## Begin Record excerpts

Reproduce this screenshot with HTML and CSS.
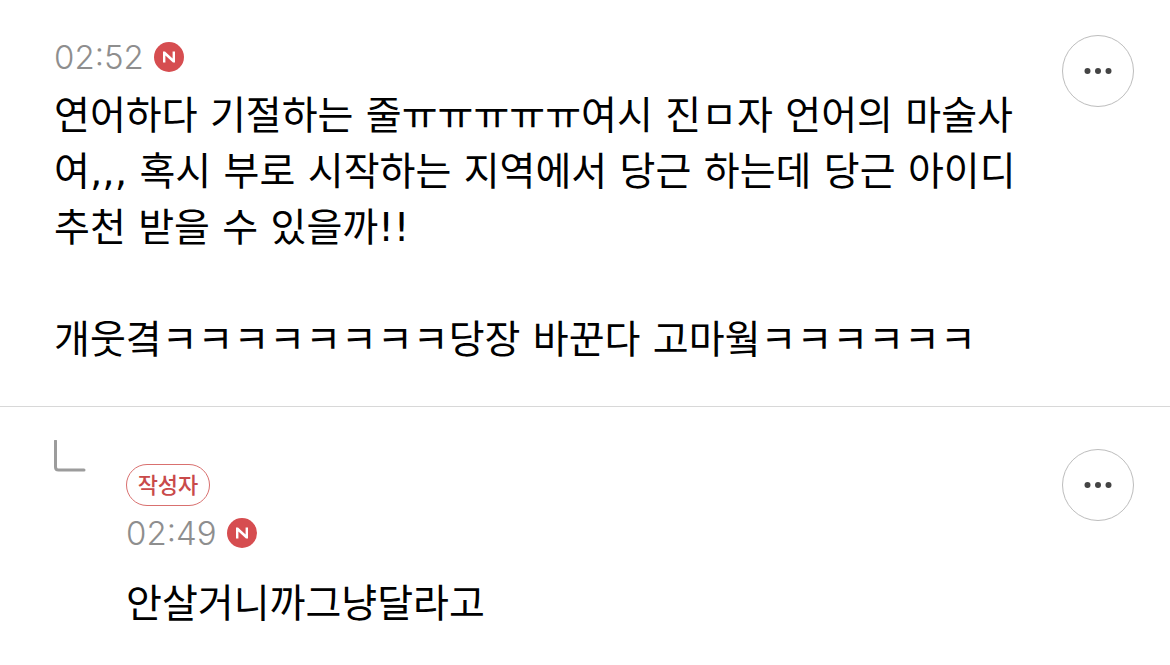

## End Record excerpts
## Begin Record excerpts

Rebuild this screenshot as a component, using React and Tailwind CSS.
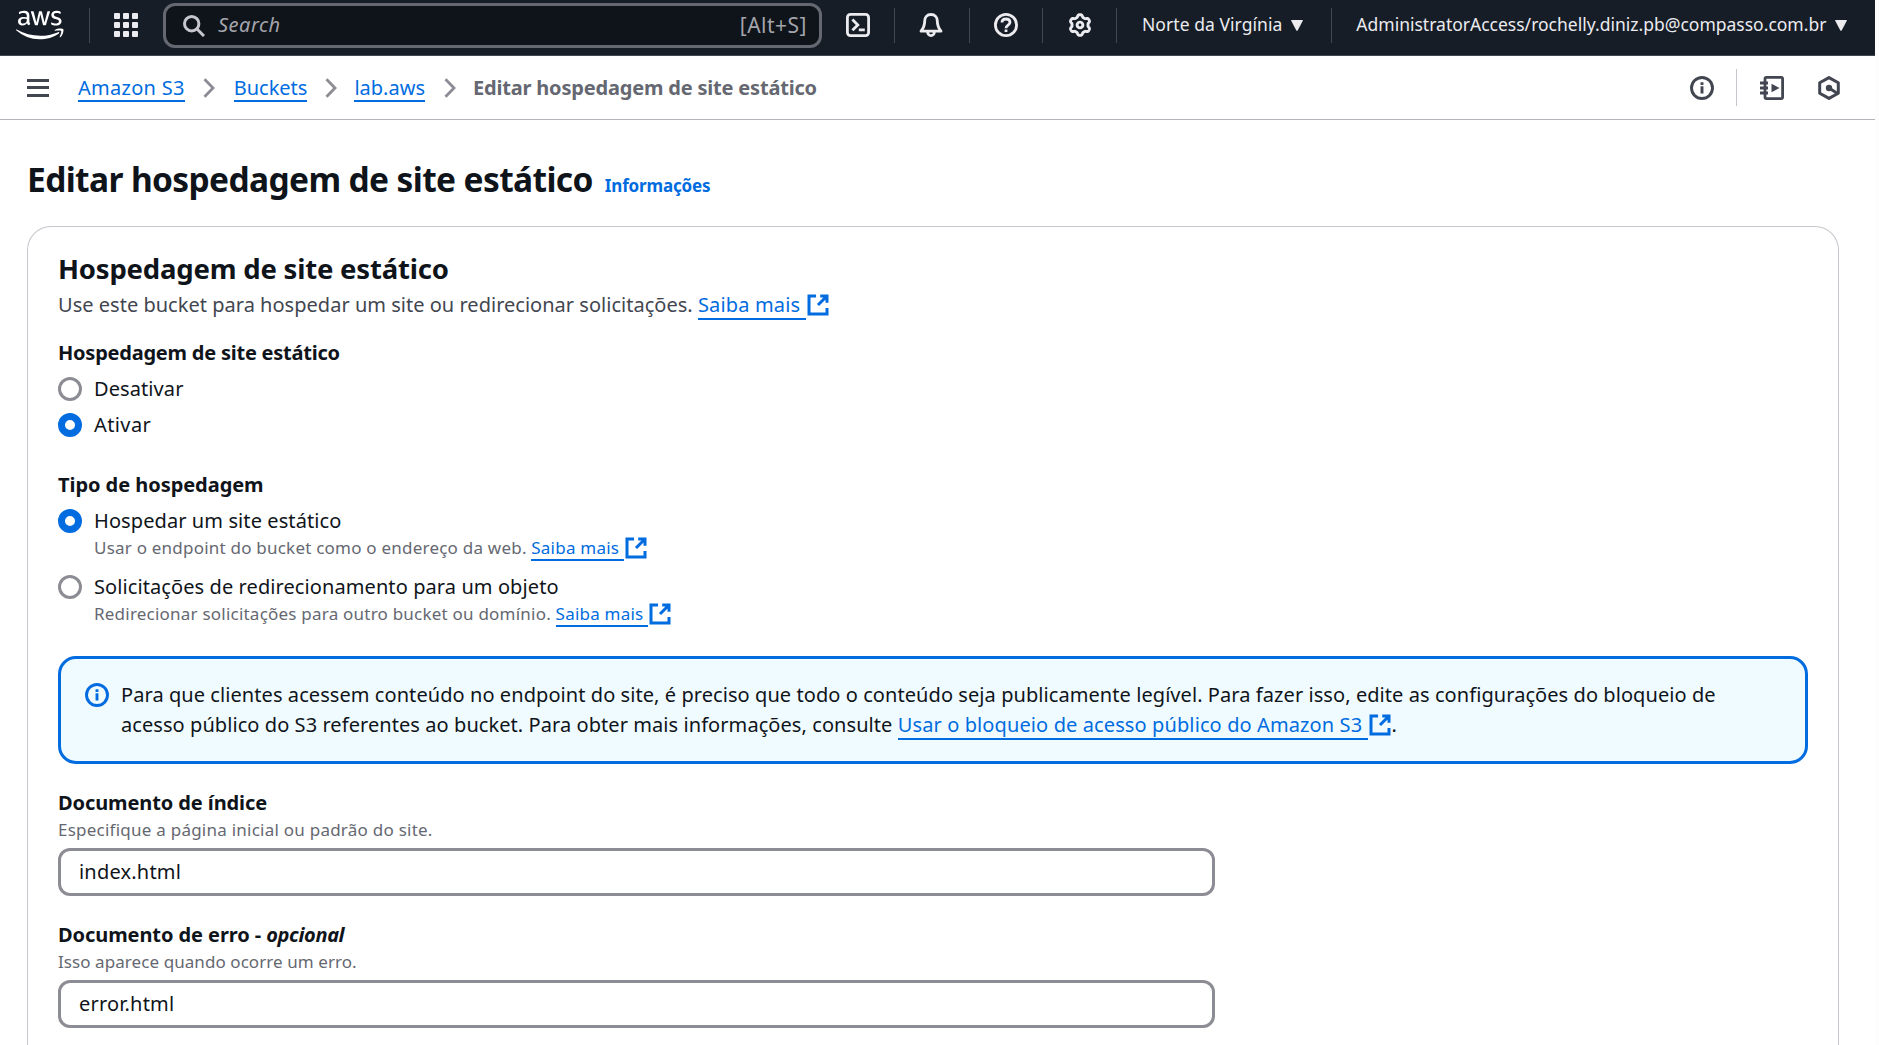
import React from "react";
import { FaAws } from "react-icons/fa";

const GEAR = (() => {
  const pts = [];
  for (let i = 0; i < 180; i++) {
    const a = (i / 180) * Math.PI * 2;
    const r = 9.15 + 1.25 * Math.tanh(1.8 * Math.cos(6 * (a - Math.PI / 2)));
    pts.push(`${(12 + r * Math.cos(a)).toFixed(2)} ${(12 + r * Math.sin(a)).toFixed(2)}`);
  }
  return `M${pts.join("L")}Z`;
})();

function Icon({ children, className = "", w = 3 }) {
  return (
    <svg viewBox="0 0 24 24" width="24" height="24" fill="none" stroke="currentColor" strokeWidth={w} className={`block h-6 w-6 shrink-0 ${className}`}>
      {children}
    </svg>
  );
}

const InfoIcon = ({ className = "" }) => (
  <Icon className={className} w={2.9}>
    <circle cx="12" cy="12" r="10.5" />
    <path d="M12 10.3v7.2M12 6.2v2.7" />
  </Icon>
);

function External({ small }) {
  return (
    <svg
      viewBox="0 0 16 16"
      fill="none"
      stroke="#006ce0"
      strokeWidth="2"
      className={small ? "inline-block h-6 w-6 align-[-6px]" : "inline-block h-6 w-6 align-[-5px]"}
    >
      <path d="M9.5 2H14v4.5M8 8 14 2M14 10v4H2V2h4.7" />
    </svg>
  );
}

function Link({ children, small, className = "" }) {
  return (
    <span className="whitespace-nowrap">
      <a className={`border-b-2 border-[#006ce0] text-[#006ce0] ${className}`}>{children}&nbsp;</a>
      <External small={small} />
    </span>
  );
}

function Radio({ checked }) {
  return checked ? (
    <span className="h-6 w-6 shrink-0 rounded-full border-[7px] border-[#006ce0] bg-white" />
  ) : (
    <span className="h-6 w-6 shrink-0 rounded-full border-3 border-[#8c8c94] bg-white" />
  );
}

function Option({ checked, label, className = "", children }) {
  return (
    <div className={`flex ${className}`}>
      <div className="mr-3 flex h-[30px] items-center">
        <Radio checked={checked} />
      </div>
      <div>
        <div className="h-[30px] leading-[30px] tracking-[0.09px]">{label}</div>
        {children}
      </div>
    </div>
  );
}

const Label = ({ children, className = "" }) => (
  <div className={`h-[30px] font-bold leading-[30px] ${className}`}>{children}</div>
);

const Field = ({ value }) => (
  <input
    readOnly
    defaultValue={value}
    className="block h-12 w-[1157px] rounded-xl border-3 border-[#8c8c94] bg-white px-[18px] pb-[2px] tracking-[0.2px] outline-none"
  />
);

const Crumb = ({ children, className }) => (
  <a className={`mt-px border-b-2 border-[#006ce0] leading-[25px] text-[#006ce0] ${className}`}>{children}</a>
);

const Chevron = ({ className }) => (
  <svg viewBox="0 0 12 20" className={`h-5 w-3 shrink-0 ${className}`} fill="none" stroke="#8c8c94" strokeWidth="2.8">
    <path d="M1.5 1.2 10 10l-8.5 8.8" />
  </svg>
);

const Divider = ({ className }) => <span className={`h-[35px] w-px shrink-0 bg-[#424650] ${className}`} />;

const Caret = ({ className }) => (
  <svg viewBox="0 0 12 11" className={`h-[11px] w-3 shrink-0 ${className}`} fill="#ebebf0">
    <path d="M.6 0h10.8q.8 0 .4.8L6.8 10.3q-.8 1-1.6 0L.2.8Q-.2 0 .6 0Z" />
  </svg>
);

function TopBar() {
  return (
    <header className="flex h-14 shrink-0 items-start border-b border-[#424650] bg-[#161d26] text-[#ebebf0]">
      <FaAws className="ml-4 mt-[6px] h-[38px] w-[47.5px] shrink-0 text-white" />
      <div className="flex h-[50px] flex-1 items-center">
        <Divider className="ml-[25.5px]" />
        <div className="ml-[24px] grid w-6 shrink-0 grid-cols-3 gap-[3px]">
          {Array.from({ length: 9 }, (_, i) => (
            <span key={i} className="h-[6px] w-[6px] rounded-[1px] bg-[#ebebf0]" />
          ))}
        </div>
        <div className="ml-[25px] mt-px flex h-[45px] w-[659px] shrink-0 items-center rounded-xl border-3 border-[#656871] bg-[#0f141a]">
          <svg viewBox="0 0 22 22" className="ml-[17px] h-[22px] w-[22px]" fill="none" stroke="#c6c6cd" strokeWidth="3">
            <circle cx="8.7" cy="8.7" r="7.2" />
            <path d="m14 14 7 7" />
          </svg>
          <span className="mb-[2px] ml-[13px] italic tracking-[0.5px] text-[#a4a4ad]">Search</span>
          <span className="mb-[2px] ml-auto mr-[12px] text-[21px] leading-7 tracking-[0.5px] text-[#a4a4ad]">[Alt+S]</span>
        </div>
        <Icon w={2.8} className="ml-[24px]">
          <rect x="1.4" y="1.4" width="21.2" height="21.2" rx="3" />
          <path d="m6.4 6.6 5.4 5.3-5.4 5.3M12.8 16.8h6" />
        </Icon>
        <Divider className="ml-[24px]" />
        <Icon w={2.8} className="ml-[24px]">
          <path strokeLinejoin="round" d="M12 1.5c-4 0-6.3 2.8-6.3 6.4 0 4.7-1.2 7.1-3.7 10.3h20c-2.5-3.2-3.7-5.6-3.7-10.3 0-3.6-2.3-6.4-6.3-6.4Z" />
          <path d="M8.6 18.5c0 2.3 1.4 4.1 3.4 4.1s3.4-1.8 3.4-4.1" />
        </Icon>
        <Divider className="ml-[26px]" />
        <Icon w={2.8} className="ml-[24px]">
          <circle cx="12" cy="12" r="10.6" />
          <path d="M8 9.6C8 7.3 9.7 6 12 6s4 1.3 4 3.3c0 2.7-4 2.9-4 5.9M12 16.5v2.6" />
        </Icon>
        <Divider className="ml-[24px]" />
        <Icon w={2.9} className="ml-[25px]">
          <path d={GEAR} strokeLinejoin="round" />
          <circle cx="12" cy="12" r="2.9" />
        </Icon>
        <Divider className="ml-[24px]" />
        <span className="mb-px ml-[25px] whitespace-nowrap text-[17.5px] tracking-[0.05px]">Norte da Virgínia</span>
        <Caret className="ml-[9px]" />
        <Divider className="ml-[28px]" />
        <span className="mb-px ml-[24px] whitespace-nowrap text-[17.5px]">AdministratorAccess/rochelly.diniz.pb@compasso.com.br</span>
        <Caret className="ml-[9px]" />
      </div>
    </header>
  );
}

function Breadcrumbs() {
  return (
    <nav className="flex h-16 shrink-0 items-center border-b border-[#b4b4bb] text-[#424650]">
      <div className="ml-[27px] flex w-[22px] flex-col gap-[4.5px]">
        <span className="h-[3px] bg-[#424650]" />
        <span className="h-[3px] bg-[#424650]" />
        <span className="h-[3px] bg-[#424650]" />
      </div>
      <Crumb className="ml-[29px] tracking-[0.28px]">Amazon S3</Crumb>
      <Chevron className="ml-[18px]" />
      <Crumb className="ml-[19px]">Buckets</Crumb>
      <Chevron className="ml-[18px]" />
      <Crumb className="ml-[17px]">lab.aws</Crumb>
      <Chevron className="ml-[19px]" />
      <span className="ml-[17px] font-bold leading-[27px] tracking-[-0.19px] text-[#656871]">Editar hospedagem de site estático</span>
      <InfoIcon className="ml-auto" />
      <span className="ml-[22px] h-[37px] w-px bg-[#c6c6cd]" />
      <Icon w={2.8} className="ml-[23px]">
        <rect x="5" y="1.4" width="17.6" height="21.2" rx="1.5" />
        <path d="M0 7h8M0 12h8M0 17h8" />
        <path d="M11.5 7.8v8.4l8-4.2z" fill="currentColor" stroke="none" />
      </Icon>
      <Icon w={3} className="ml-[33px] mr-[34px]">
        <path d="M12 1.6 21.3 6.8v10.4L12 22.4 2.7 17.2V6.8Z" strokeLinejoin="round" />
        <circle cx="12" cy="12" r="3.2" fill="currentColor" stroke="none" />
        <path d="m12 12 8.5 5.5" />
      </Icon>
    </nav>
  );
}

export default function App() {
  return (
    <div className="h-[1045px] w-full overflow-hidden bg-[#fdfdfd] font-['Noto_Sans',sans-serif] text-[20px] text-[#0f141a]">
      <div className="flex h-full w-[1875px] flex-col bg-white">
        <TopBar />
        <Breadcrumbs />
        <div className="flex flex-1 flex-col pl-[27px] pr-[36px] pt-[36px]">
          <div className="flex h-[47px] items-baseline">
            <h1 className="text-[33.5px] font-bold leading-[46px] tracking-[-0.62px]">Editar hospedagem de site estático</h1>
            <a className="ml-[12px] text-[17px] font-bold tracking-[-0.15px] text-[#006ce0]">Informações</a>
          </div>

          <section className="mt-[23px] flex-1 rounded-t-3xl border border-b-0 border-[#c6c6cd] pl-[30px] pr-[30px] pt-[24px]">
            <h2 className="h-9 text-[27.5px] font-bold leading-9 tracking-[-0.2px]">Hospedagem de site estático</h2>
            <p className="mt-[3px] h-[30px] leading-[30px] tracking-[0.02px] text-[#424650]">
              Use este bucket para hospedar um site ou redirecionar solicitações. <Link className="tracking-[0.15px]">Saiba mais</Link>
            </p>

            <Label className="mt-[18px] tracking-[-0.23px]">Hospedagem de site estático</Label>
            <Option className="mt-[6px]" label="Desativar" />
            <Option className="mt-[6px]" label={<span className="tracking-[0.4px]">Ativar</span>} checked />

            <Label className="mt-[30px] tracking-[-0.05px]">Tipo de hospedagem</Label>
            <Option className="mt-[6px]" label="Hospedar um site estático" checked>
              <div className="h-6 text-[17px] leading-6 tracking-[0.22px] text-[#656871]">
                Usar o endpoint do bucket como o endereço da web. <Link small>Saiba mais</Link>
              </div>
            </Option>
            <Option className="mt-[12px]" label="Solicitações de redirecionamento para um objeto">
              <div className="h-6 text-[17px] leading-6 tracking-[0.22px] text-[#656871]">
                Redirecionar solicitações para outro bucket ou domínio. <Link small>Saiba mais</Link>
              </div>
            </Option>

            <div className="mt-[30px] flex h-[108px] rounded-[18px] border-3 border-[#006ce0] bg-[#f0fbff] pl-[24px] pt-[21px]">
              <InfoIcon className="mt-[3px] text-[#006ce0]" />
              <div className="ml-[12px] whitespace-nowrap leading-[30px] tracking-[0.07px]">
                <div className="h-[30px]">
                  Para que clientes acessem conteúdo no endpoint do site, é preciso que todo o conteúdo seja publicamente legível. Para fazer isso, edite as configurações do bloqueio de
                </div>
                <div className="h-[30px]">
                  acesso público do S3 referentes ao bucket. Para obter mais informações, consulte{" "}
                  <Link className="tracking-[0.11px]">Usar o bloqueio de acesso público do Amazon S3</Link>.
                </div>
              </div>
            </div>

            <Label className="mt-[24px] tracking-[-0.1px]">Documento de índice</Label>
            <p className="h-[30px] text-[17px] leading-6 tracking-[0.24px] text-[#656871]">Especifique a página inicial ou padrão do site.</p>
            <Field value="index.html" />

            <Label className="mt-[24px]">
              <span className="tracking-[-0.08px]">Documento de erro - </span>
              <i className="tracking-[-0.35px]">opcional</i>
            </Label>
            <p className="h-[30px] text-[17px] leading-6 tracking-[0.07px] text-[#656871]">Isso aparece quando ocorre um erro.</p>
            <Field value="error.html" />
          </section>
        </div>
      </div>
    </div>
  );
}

## End Record excerpts

**What this task involves:**
Every line of the records that includes the word "screenshot" should be gathered.

**Result for this exercise:**
Reproduce this screenshot with HTML and CSS.
Rebuild this screenshot as a component, using React and Tailwind CSS.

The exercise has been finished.